At the level of individual computer systems and hardware components, abstractions are everywhere. Consider some pieces of a laptop, shown in Figure 1. If our job is to design the hard drive, we might care about what is inside it. However, if we’re building the laptop from components, we really do not care about the internals of the hard drive. Instead, we care that the hard drive is a storage device and that it fits in the appropriate bracket and has the correct electrical connectors to attach to the system.

Once we have the components of the laptop assembled, we get the final product. Most of the time, we just use this final product as a component – in this case, as a laptop computer. We don’t really care about all the small components that go inside the system. We just care that the system does what it is designed to do: power on, load some software, and allow us to surf the Internet.

We could have built this laptop using a wide variety of different components. Different manufacturers and models of CPU, RAM, and other devices could have been used. We could have used a different hard drive, or perhaps we could have installed a solid state drive instead. Either way, we would still have a laptop. We might have some performance differences based on component choices, but the end result would still behave the same way.
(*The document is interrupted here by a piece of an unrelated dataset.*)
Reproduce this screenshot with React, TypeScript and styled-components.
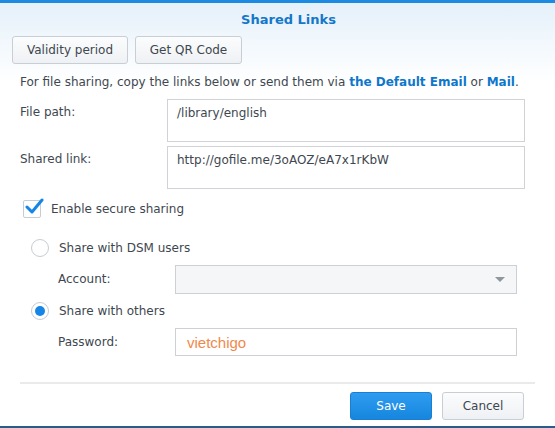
import React from "react";
import styled, { createGlobalStyle } from "styled-components";

const Global = createGlobalStyle`
  html, body { margin: 0; padding: 0; background: #fff; }
  body { font-family: "DejaVu Sans", Verdana, sans-serif; }
  * { box-sizing: border-box; }
`;

const Window = styled.div`
  width: 555px;
  height: 428px;
  display: flex;
  flex-direction: column;
  background: linear-gradient(to bottom, #e4f0fa 0px, #f4f9fd 45px, #ffffff 80px);
  border-top: 3px solid #1b8ae0;
  border-bottom: 2px solid #2a5d8c;
  color: #3e4750;
  font-size: 12px;
  overflow: hidden;
`;

const Title = styled.div`
  height: 33px;
  display: flex;
  align-items: center;
  justify-content: center;
  padding-left: 22px;
  font-weight: bold;
  font-size: 13px;
  color: #1577c9;
`;

const Toolbar = styled.div`
  display: flex;
  gap: 7px;
  padding-left: 12px;
`;

const Button = styled.button<{ $w: number; $primary?: boolean }>`
  width: ${(p) => p.$w}px;
  height: 28px;
  border-radius: 3px;
  font-family: inherit;
  font-size: 12px;
  cursor: pointer;
  padding: 0;
  border: 1px solid ${(p) => (p.$primary ? "#1a7fd0" : "#c8ced4")};
  color: ${(p) => (p.$primary ? "#ffffff" : "#3e4750")};
  background: ${(p) =>
    p.$primary
      ? "linear-gradient(to bottom, #2e9cf0, #1686de)"
      : "linear-gradient(to bottom, #fbfcfd, #eef1f4)"};
`;

const Intro = styled.p`
  margin: 10px 0 0 20px;
  font-size: 12px;
  line-height: 16px;
  white-space: nowrap;
`;

const Link = styled.span`
  color: #0f77cb;
  font-weight: bold;
`;

const FieldRow = styled.div<{ $indent?: number; $top: number; $label: number }>`
  display: grid;
  grid-template-columns: ${(p) => p.$label}px auto;
  padding-left: ${(p) => 20 + (p.$indent ?? 0)}px;
  margin-top: ${(p) => p.$top}px;
`;

const Label = styled.div<{ $pad: number }>`
  padding-top: ${(p) => p.$pad}px;
  line-height: 16px;
`;

const TextBox = styled.div`
  width: 358px;
  height: 43px;
  border: 1px solid #cfd3d7;
  background: #fff;
  padding: 5px 9px;
  font-size: 12px;
  line-height: 16px;
  color: #3e4750;
`;

const Select = styled.div`
  width: 342px;
  height: 29px;
  border: 1px solid #cdd1d5;
  background: #f4f6f8;
  display: flex;
  align-items: center;
  justify-content: flex-end;
  padding-right: 11px;
`;

const Caret = styled.span`
  width: 0;
  height: 0;
  border-left: 5px solid transparent;
  border-right: 5px solid transparent;
  border-top: 5px solid #8f969c;
`;

const Input = styled.div`
  width: 342px;
  height: 28px;
  border: 1px solid #cdd1d5;
  background: #fff;
  display: flex;
  align-items: center;
  padding-left: 11px;
  font-family: "Liberation Sans", Arial, sans-serif;
  font-size: 15px;
  color: #f0894c;
`;

const CheckRow = styled.div`
  display: flex;
  align-items: center;
  gap: 10px;
  margin: 11px 0 0 23px;
  height: 18px;
`;

const CheckBox = styled.span`
  position: relative;
  width: 18px;
  height: 18px;
  border: 1px solid #c6ccd2;
  border-radius: 2px;
  background: #fff;
`;

const Tick = styled.svg`
  position: absolute;
  left: 1px;
  top: -4px;
`;

const RadioRow = styled.div<{ $top: number }>`
  display: flex;
  align-items: center;
  gap: 10px;
  margin: ${(p) => p.$top}px 0 0 31px;
  height: 18px;
`;

const Radio = styled.span<{ $on?: boolean }>`
  width: 18px;
  height: 18px;
  border-radius: 50%;
  border: 1px solid #c6ccd2;
  background: #fff;
  display: flex;
  align-items: center;
  justify-content: center;
  &::after {
    content: "";
    width: 10px;
    height: 10px;
    border-radius: 50%;
    background: ${(p) => (p.$on ? "#1585e6" : "transparent")};
  }
`;

const Spacer = styled.div`
  flex: 1;
`;

const Divider = styled.div`
  margin: 0 20px;
  height: 2px;
  background: #e8eaec;
`;

const Footer = styled.div`
  display: flex;
  justify-content: flex-end;
  gap: 10px;
  padding: 8px 31px 6px 0;
`;

export default function App() {
  return (
    <>
      <Global />
      <Window>
        <Title>Shared Links</Title>
        <Toolbar>
          <Button $w={116}>Validity period</Button>
          <Button $w={107}>Get QR Code</Button>
        </Toolbar>
        <Intro>
          For file sharing, copy the links below or send them via{" "}
          <Link>the Default Email</Link> or <Link>Mail</Link>.
        </Intro>
        <FieldRow $top={9} $label={147}>
          <Label $pad={5}>File path:</Label>
          <TextBox>/library/english</TextBox>
        </FieldRow>
        <FieldRow $top={4} $label={147}>
          <Label $pad={5}>Shared link:</Label>
          <TextBox>http://gofile.me/3oAOZ/eA7x1rKbW</TextBox>
        </FieldRow>
        <CheckRow>
          <CheckBox>
            <Tick width="20" height="20" viewBox="0 0 20 20">
              <path d="M2 10 L7 15 L17 3" fill="none" stroke="#1585e6" strokeWidth="3" strokeLinecap="round" strokeLinejoin="round" />
            </Tick>
          </CheckBox>
          Enable secure sharing
        </CheckRow>
        <RadioRow $top={21}>
          <Radio />
          Share with DSM users
        </RadioRow>
        <FieldRow $indent={38} $top={8} $label={117}>
          <Label $pad={6}>Account:</Label>
          <Select>
            <Caret />
          </Select>
        </FieldRow>
        <RadioRow $top={8}>
          <Radio $on />
          Share with others
        </RadioRow>
        <FieldRow $indent={38} $top={8} $label={117}>
          <Label $pad={6}>Password:</Label>
          <Input>vietchigo</Input>
        </FieldRow>
        <Spacer />
        <Divider />
        <Footer>
          <Button $w={82} $primary>Save</Button>
          <Button $w={82}>Cancel</Button>
        </Footer>
      </Window>
    </>
  );
}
Moreover, we can abstract away the choice of the laptop and replace it with any computer, including a desktop, server, or even a small single-board device like a Raspberry Pi.¹ Any such device would enable us to surf the Internet, and we’re perfectly capable of carrying out that activity using any computer. Once again, at some level, our specific choice of computer might affect the speed or the specific software stack that is used. However, if the specification for what we need is a computer that can surf the Internet, any of those devices would work equally well.

Abstractions at the Software Level

Speaking of using computers to surf the Internet, the software we use for that purpose is full of abstractions. If we look at the software stack from the top down, we can start with the Web browser, which is the application we use to access Internet websites. These days, there are quite a few choices of Web browser, including Mozilla Firefox,² Google Chrome,³ Microsoft Edge,⁴ Apple Safari,⁵ Chromium,⁶ Falkon,⁷ and many others. While there may be small differences in terms of features, all these browser applications work the same way. We can easily access the same websites using any one of them, since the behavior of each one is predictable.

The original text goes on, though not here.